2. Patrick Mahomes has new WRs and it won’t matter.

Named the league’s best player by a panel of more than 50 NFL experts after throwing for 4,839 yards and 37 touchdowns in 2021, Patrick Mahomes is entering his fifth season as a starter and his first without Tyreek Hill on Kansas City’s roster. One of just four quarterbacks in league history to record three or more seasons with 35+ touchdowns and 4,500+ passing yards, Mahomes is going to be just fine without Hill as the Chiefs now have imports  JuJu Smith-Schuster (Steelers) and Marquez Valdes-Scantling (Packers) as well as rookie wideout Skyy Moore. Kansas City speedster Mecole Hardman should see an expanded role as he has some chemistry with Mahomes and top target Travis Kelce should be even more involved in the passing attack from his tight end position. Mahomes may not have his security blanket with Hill gone, but he’ll have a new one in no time.

1. The season’s first game may be a Super Bowl preview.

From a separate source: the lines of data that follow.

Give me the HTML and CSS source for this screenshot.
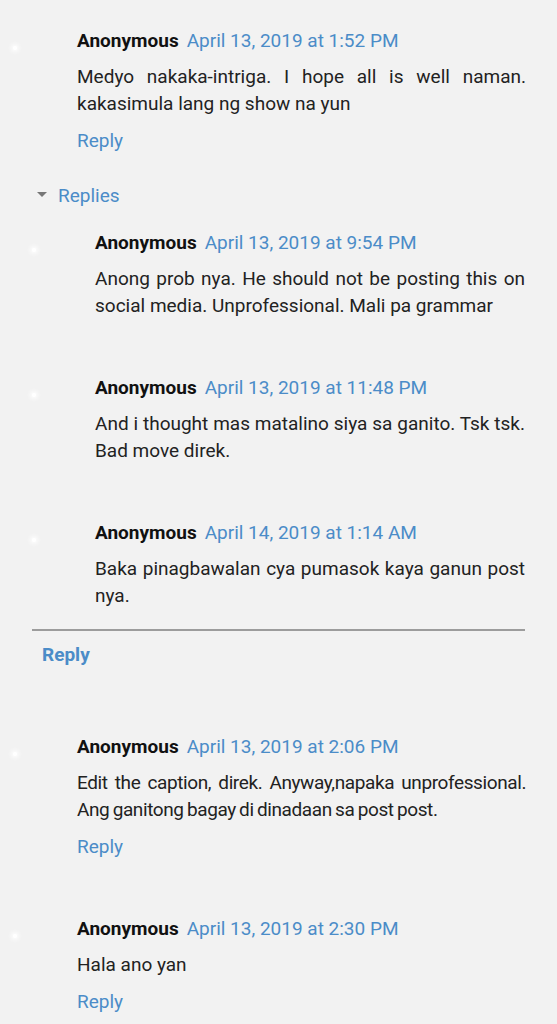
FILE: index.html
```html
<!DOCTYPE html>
<html>
<head>
<meta charset="utf-8">
<link rel="stylesheet" href="styles.css">
</head>
<body>
<div class="thread">
  <div class="comment">
    <div class="avatar"><span class="dot"></span></div>
    <div class="content">
      <div class="head"><span class="author">Anonymous</span><a class="date">April 13, 2019 at 1:52 PM</a></div>
      <p class="body">Medyo nakaka-intriga. I hope all is well naman. kakasimula lang ng show na yun</p>
      <a class="reply">Reply</a>
    </div>
  </div>

  <div class="replies">
    <div class="toggle"><span class="tri"></span><a class="toggle-text">Replies</a></div>
    <div class="comment nested">
      <div class="avatar"><span class="dot"></span></div>
      <div class="content">
        <div class="head"><span class="author">Anonymous</span><a class="date">April 13, 2019 at 9:54 PM</a></div>
        <p class="body">Anong prob nya. He should not be posting this on social media. Unprofessional. Mali pa grammar</p>
      </div>
    </div>
    <div class="comment nested">
      <div class="avatar"><span class="dot"></span></div>
      <div class="content">
        <div class="head"><span class="author">Anonymous</span><a class="date">April 13, 2019 at 11:48 PM</a></div>
        <p class="body">And i thought mas matalino siya sa ganito. Tsk tsk. Bad move direk.</p>
      </div>
    </div>
    <div class="comment nested last">
      <div class="avatar"><span class="dot"></span></div>
      <div class="content">
        <div class="head"><span class="author">Anonymous</span><a class="date">April 14, 2019 at 1:14 AM</a></div>
        <p class="body">Baka pinagbawalan cya pumasok kaya ganun post nya.</p>
      </div>
    </div>
    <div class="thread-reply"><a class="reply-bold">Reply</a></div>
  </div>

  <div class="comment">
    <div class="avatar"><span class="dot"></span></div>
    <div class="content">
      <div class="head"><span class="author">Anonymous</span><a class="date">April 13, 2019 at 2:06 PM</a></div>
      <p class="body tight">Edit the caption, direk. Anyway,napaka unprofessional. Ang ganitong bagay di dinadaan sa post post.</p>
      <a class="reply">Reply</a>
    </div>
  </div>

  <div class="comment">
    <div class="avatar"><span class="dot"></span></div>
    <div class="content">
      <div class="head"><span class="author">Anonymous</span><a class="date">April 13, 2019 at 2:30 PM</a></div>
      <p class="body">Hala ano yan</p>
      <a class="reply">Reply</a>
    </div>
  </div>
</div>
</body>
</html>
```

FILE: styles.css
```css
html, body {
  margin: 0;
  padding: 0;
  background: #f2f2f2;
}
body {
  font-family: Roboto, "Noto Sans", Arial, sans-serif;
  font-size: 19px;
  line-height: 27px;
  color: #222;
}
.thread {
  padding-top: 27px;
}
.comment {
  display: flex;
  margin-bottom: 55px;
}
.avatar {
  flex: none;
  width: 77px;
  display: flex;
  flex-direction: column;
  align-items: flex-start;
}
.dot {
  width: 4px;
  height: 4px;
  margin-top: 19px;
  margin-left: 13px;
  border-radius: 50%;
  background: #fff;
  box-shadow: 0 0 4px 2px rgba(255,255,255,0.9);
}
.content {
  flex: 1;
  min-width: 0;
  padding-right: 31px;
  display: flex;
  flex-direction: column;
  align-items: flex-start;
}
.head {
  display: flex;
  gap: 8px;
  white-space: nowrap;
}
.author {
  font-weight: 700;
  color: #111;
}
.date, .reply, .toggle-text, .reply-bold {
  color: #4b8cc8;
  text-decoration: none;
}
.body {
  margin: 9px 0 0;
  text-align: justify;
  align-self: stretch;
}
.body.tight {
  letter-spacing: -0.4px;
  word-spacing: -1px;
}
.reply {
  margin-top: 10px;
}
.replies {
  margin: -27px 32px 65px 32px;
}
.toggle {
  display: flex;
  align-items: center;
  padding-left: 5px;
  margin-bottom: 20px;
}
.tri {
  width: 0;
  height: 0;
  border-left: 5px solid transparent;
  border-right: 5px solid transparent;
  border-top: 5px solid #777;
  margin-right: 11px;
  margin-top: -2px;
}
.nested {
  margin-bottom: 55px;
}
.nested.last {
  margin-bottom: 20px;
}
.nested .avatar {
  width: 63px;
}
.nested .dot {
  margin-left: 0;
}
.nested .content {
  padding-right: 0;
}
.thread-reply {
  border-top: 2px solid #9c9c9c;
  padding: 10px 0 0 10px;
}
.reply-bold {
  font-weight: 700;
}
```
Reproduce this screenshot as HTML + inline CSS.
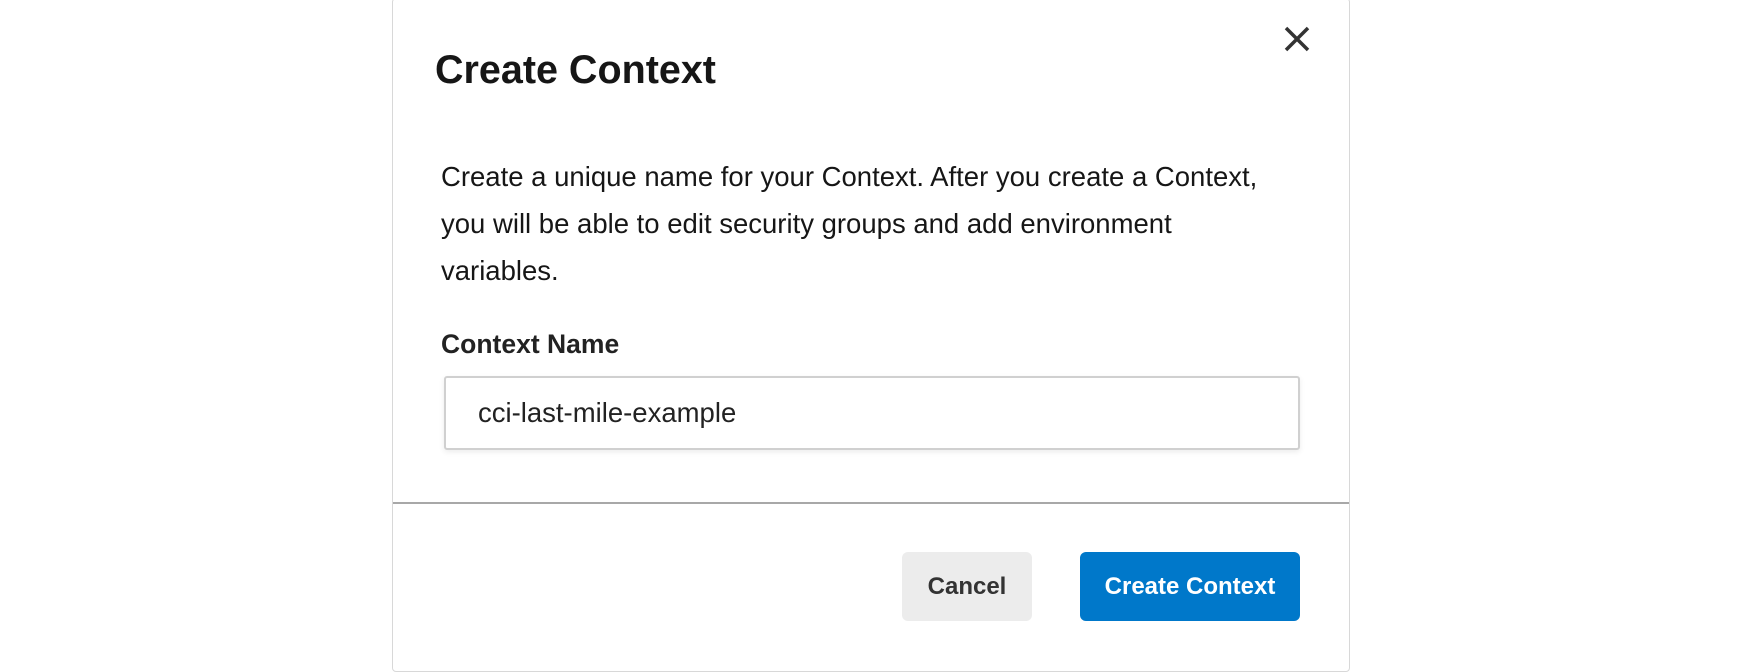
<!DOCTYPE html>
<html><head><style>
body{margin:0;width:1748px;height:671px;background:#fff;font-family:"Liberation Sans",Arial,sans-serif;position:relative;overflow:hidden;color:#161616}
.modal{position:absolute;left:392px;top:-2px;width:956px;height:672px;border:1px solid #d8d8d8;border-radius:4px;background:#fff}
.t{position:absolute;left:435px;top:48px;font-size:39.5px;font-weight:bold;color:#161616}
.p{position:absolute;left:441px;top:153px;font-size:27.5px;line-height:47px;color:#161616;width:900px;white-space:nowrap}
.l{position:absolute;left:441px;top:329px;font-size:26.5px;font-weight:bold;color:#222}
.in{position:absolute;left:444px;top:376px;width:856px;height:74px;border:2px solid #d0d0d0;border-radius:3px;box-shadow:0 2px 6px rgba(0,0,0,.08);box-sizing:border-box}
.in span{position:absolute;left:32px;top:19px;font-size:27.5px;color:#222}
.hr{position:absolute;left:393px;top:502px;width:956px;height:2px;background:#a8a8a8}
.b{position:absolute;top:552px;height:69px;border-radius:6px;font-size:24px;display:flex;align-items:center;justify-content:center;font-weight:bold}
.c{left:902px;width:130px;background:#ececec;color:#333}
.k{left:1080px;width:220px;background:#0078ca;color:#fff}
</style></head><body>
<div class="modal"></div>
<div class="t">Create Context</div>
<svg style="position:absolute;left:1284px;top:26px" width="26" height="26" viewBox="0 0 26 26"><path d="M2 2L24 24M24 2L2 24" stroke="#333" stroke-width="3.5"/></svg>
<div class="p">Create a unique name for your Context. After you create a Context,<br>you will be able to edit security groups and add environment<br>variables.</div>
<div class="l">Context Name</div>
<div class="in"><span>cci-last-mile-example</span></div>
<div class="hr"></div>
<div class="b c">Cancel</div>
<div class="b k">Create Context</div>
</body></html>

When Buffalo Bills open the season on Thursday night against the defending champion Rams, they’ll be slight favorites despite playing on the road against the champs. That’s a clear indication of the type of hype the Bills have been getting this offseason — and it may be well-deserved. By all accounts, the Bills have looked excellent on both offense and defense and Buffalo is on a mission to win it all after coming seconds away from beating the Chiefs in the playoffs to advance to the AFC Championship game. On the other side of Week 1 coin, the Rams are returning with a roster that has lost a few key pieces (Von Miller, Darious Williams and Andrew Whitworth) but is still one of the league’s best. The Rams may also have the league’s best coach in Sean McVay and are also all-in on winning while their championship window is ajar. It’ll be Buffalo-LA in Week 1 and it’s possible it’ll be the same matchup in Super Bowl LVII in February.